Do this:
Search the material below for the word "React" and copy every line in which it occurs.

Given information:
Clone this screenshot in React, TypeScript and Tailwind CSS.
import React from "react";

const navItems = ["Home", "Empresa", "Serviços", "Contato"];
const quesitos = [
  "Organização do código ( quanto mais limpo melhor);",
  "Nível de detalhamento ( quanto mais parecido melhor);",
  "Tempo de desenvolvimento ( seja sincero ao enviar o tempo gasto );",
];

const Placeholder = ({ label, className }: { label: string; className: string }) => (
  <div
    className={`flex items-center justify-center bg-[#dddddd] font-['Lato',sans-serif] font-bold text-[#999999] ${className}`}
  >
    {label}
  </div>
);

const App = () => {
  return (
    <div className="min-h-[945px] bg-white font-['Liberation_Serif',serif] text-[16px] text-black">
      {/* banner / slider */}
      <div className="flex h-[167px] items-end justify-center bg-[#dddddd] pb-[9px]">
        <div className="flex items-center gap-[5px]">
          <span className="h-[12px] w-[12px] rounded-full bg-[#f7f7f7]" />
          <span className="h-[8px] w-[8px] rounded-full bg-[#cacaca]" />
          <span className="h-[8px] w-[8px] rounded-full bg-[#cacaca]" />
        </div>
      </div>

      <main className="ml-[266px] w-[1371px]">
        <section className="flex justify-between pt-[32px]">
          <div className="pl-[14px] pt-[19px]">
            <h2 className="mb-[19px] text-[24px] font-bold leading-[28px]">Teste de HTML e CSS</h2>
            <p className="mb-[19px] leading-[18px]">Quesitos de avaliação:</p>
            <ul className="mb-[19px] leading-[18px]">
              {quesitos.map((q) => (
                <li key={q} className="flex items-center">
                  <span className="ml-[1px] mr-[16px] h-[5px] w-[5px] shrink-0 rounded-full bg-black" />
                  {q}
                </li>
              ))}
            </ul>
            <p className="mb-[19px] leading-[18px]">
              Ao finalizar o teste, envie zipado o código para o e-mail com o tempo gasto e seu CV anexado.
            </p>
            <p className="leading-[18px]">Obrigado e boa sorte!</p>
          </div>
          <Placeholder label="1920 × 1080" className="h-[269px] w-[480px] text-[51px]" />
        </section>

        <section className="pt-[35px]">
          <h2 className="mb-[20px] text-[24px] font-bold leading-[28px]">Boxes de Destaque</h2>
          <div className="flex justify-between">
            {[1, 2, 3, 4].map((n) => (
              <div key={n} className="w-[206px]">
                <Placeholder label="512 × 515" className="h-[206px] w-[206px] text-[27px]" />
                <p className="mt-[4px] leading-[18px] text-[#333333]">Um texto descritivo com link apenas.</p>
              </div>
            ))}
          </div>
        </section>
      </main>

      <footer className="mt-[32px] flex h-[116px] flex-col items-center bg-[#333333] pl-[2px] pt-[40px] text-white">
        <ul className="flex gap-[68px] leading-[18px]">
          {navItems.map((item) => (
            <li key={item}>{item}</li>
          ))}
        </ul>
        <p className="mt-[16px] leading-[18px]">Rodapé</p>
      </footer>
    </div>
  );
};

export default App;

Written solution:
Clone this screenshot in React, TypeScript and Tailwind CSS.
import React from "react";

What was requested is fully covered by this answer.